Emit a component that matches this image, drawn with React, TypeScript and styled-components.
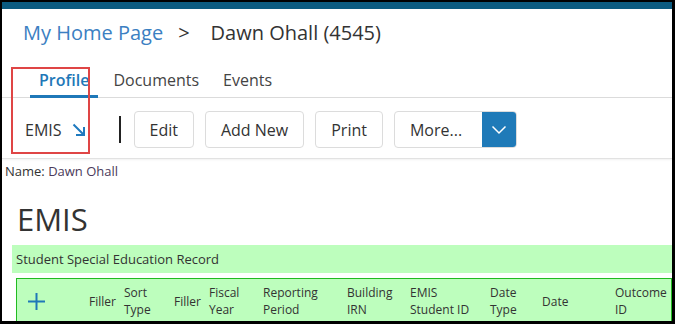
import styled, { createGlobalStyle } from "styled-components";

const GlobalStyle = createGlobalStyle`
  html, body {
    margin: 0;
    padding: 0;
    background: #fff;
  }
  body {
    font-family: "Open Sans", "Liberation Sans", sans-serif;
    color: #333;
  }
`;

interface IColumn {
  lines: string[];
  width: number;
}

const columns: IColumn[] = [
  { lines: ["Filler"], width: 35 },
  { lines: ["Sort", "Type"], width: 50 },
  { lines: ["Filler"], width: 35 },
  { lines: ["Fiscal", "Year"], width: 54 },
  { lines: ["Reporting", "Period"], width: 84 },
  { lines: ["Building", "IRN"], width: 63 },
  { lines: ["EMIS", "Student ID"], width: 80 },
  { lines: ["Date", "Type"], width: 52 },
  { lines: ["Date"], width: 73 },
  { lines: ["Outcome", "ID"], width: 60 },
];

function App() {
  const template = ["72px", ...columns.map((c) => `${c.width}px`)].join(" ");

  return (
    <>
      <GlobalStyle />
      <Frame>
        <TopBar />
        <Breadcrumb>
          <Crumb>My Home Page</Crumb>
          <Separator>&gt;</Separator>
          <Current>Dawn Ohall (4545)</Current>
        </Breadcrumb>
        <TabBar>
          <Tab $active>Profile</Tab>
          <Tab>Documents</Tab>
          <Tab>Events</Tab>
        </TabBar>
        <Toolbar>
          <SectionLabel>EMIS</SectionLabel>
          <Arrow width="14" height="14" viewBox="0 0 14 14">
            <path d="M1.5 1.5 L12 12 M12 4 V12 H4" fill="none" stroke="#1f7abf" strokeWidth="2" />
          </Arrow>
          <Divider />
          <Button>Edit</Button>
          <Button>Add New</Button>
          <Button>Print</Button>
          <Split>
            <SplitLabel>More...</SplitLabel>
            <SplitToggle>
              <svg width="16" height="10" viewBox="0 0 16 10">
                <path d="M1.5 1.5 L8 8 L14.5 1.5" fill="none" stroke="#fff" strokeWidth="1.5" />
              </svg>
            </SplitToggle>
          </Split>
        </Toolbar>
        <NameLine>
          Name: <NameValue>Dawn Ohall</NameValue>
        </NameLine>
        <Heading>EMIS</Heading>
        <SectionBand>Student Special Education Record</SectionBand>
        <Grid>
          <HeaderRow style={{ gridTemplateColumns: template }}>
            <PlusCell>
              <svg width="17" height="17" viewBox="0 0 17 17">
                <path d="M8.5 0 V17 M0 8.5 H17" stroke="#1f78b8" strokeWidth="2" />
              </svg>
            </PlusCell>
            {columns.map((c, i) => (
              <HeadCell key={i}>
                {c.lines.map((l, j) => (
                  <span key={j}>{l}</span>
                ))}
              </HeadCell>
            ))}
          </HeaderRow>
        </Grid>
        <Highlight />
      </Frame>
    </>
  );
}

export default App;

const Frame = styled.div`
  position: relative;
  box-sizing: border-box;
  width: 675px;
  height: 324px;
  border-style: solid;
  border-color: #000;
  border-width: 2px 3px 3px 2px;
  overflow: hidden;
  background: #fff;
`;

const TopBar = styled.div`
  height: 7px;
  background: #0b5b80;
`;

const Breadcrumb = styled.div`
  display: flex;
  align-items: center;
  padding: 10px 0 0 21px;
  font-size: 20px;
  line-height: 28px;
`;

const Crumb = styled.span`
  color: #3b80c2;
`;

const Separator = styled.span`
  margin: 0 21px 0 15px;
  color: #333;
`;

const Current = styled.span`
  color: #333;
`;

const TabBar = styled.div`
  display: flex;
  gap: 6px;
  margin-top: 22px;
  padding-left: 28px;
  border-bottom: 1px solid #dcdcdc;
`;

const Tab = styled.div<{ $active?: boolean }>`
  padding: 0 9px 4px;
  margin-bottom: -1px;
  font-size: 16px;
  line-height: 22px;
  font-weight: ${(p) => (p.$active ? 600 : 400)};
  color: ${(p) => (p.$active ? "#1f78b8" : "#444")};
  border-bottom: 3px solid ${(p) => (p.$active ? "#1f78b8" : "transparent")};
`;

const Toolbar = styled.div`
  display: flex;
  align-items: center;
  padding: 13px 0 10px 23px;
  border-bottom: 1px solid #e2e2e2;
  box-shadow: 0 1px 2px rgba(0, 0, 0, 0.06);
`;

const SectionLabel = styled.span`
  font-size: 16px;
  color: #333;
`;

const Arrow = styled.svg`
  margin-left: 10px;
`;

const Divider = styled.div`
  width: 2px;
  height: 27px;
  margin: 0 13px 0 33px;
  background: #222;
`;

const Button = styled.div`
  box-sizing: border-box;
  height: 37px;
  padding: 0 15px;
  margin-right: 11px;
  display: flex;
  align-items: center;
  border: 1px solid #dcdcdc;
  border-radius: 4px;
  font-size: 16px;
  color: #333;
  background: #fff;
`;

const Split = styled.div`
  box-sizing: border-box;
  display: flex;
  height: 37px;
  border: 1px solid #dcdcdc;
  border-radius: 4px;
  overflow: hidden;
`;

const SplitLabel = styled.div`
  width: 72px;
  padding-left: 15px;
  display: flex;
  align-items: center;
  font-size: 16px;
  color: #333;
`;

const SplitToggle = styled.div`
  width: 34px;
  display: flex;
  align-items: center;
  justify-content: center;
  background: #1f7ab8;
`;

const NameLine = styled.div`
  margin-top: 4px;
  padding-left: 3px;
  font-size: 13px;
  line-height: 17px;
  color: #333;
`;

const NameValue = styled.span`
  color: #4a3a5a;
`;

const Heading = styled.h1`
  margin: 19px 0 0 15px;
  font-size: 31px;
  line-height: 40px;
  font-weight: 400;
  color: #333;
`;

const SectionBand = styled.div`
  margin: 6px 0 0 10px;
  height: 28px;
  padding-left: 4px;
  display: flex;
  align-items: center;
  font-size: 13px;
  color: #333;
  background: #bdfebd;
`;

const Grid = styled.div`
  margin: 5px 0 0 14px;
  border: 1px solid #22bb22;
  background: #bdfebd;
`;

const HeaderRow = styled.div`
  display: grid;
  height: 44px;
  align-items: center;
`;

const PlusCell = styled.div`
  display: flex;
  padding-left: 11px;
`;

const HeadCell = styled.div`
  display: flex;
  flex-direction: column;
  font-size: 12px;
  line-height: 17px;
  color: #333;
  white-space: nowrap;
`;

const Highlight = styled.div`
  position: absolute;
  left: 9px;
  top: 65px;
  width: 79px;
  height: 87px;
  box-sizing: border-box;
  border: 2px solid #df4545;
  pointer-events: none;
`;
::::::::::
◆ WHAT YOU NEED TO DO ◆
Every line is to be duplicated exactly, though pictures stay out.

◆ TASK ANSWER ◆
Emit a component that matches this image, drawn with React, TypeScript and styled-components.
import styled, { createGlobalStyle } from "styled-components";

const GlobalStyle = createGlobalStyle`
  html, body {
    margin: 0;
    padding: 0;
    background: #fff;
  }
  body {
    font-family: "Open Sans", "Liberation Sans", sans-serif;
    color: #333;
  }
`;

interface IColumn {
  lines: string[];
  width: number;
}

const columns: IColumn[] = [
  { lines: ["Filler"], width: 35 },
  { lines: ["Sort", "Type"], width: 50 },
  { lines: ["Filler"], width: 35 },
  { lines: ["Fiscal", "Year"], width: 54 },
  { lines: ["Reporting", "Period"], width: 84 },
  { lines: ["Building", "IRN"], width: 63 },
  { lines: ["EMIS", "Student ID"], width: 80 },
  { lines: ["Date", "Type"], width: 52 },
  { lines: ["Date"], width: 73 },
  { lines: ["Outcome", "ID"], width: 60 },
];

function App() {
  const template = ["72px", ...columns.map((c) => `${c.width}px`)].join(" ");

  return (
    <>
      <GlobalStyle />
      <Frame>
        <TopBar />
        <Breadcrumb>
          <Crumb>My Home Page</Crumb>
          <Separator>&gt;</Separator>
          <Current>Dawn Ohall (4545)</Current>
        </Breadcrumb>
        <TabBar>
          <Tab $active>Profile</Tab>
          <Tab>Documents</Tab>
          <Tab>Events</Tab>
        </TabBar>
        <Toolbar>
          <SectionLabel>EMIS</SectionLabel>
          <Arrow width="14" height="14" viewBox="0 0 14 14">
            <path d="M1.5 1.5 L12 12 M12 4 V12 H4" fill="none" stroke="#1f7abf" strokeWidth="2" />
          </Arrow>
          <Divider />
          <Button>Edit</Button>
          <Button>Add New</Button>
          <Button>Print</Button>
          <Split>
            <SplitLabel>More...</SplitLabel>
            <SplitToggle>
              <svg width="16" height="10" viewBox="0 0 16 10">
                <path d="M1.5 1.5 L8 8 L14.5 1.5" fill="none" stroke="#fff" strokeWidth="1.5" />
              </svg>
            </SplitToggle>
          </Split>
        </Toolbar>
        <NameLine>
          Name: <NameValue>Dawn Ohall</NameValue>
        </NameLine>
        <Heading>EMIS</Heading>
        <SectionBand>Student Special Education Record</SectionBand>
        <Grid>
          <HeaderRow style={{ gridTemplateColumns: template }}>
            <PlusCell>
              <svg width="17" height="17" viewBox="0 0 17 17">
                <path d="M8.5 0 V17 M0 8.5 H17" stroke="#1f78b8" strokeWidth="2" />
              </svg>
            </PlusCell>
            {columns.map((c, i) => (
              <HeadCell key={i}>
                {c.lines.map((l, j) => (
                  <span key={j}>{l}</span>
                ))}
              </HeadCell>
            ))}
          </HeaderRow>
        </Grid>
        <Highlight />
      </Frame>
    </>
  );
}

export default App;

const Frame = styled.div`
  position: relative;
  box-sizing: border-box;
  width: 675px;
  height: 324px;
  border-style: solid;
  border-color: #000;
  border-width: 2px 3px 3px 2px;
  overflow: hidden;
  background: #fff;
`;

const TopBar = styled.div`
  height: 7px;
  background: #0b5b80;
`;

const Breadcrumb = styled.div`
  display: flex;
  align-items: center;
  padding: 10px 0 0 21px;
  font-size: 20px;
  line-height: 28px;
`;

const Crumb = styled.span`
  color: #3b80c2;
`;

const Separator = styled.span`
  margin: 0 21px 0 15px;
  color: #333;
`;

const Current = styled.span`
  color: #333;
`;

const TabBar = styled.div`
  display: flex;
  gap: 6px;
  margin-top: 22px;
  padding-left: 28px;
  border-bottom: 1px solid #dcdcdc;
`;

const Tab = styled.div<{ $active?: boolean }>`
  padding: 0 9px 4px;
  margin-bottom: -1px;
  font-size: 16px;
  line-height: 22px;
  font-weight: ${(p) => (p.$active ? 600 : 400)};
  color: ${(p) => (p.$active ? "#1f78b8" : "#444")};
  border-bottom: 3px solid ${(p) => (p.$active ? "#1f78b8" : "transparent")};
`;

const Toolbar = styled.div`
  display: flex;
  align-items: center;
  padding: 13px 0 10px 23px;
  border-bottom: 1px solid #e2e2e2;
  box-shadow: 0 1px 2px rgba(0, 0, 0, 0.06);
`;

const SectionLabel = styled.span`
  font-size: 16px;
  color: #333;
`;

const Arrow = styled.svg`
  margin-left: 10px;
`;

const Divider = styled.div`
  width: 2px;
  height: 27px;
  margin: 0 13px 0 33px;
  background: #222;
`;

const Button = styled.div`
  box-sizing: border-box;
  height: 37px;
  padding: 0 15px;
  margin-right: 11px;
  display: flex;
  align-items: center;
  border: 1px solid #dcdcdc;
  border-radius: 4px;
  font-size: 16px;
  color: #333;
  background: #fff;
`;

const Split = styled.div`
  box-sizing: border-box;
  display: flex;
  height: 37px;
  border: 1px solid #dcdcdc;
  border-radius: 4px;
  overflow: hidden;
`;

const SplitLabel = styled.div`
  width: 72px;
  padding-left: 15px;
  display: flex;
  align-items: center;
  font-size: 16px;
  color: #333;
`;

const SplitToggle = styled.div`
  width: 34px;
  display: flex;
  align-items: center;
  justify-content: center;
  background: #1f7ab8;
`;

const NameLine = styled.div`
  margin-top: 4px;
  padding-left: 3px;
  font-size: 13px;
  line-height: 17px;
  color: #333;
`;

const NameValue = styled.span`
  color: #4a3a5a;
`;

const Heading = styled.h1`
  margin: 19px 0 0 15px;
  font-size: 31px;
  line-height: 40px;
  font-weight: 400;
  color: #333;
`;

const SectionBand = styled.div`
  margin: 6px 0 0 10px;
  height: 28px;
  padding-left: 4px;
  display: flex;
  align-items: center;
  font-size: 13px;
  color: #333;
  background: #bdfebd;
`;

const Grid = styled.div`
  margin: 5px 0 0 14px;
  border: 1px solid #22bb22;
  background: #bdfebd;
`;

const HeaderRow = styled.div`
  display: grid;
  height: 44px;
  align-items: center;
`;

const PlusCell = styled.div`
  display: flex;
  padding-left: 11px;
`;

const HeadCell = styled.div`
  display: flex;
  flex-direction: column;
  font-size: 12px;
  line-height: 17px;
  color: #333;
  white-space: nowrap;
`;

const Highlight = styled.div`
  position: absolute;
  left: 9px;
  top: 65px;
  width: 79px;
  height: 87px;
  box-sizing: border-box;
  border: 2px solid #df4545;
  pointer-events: none;
`;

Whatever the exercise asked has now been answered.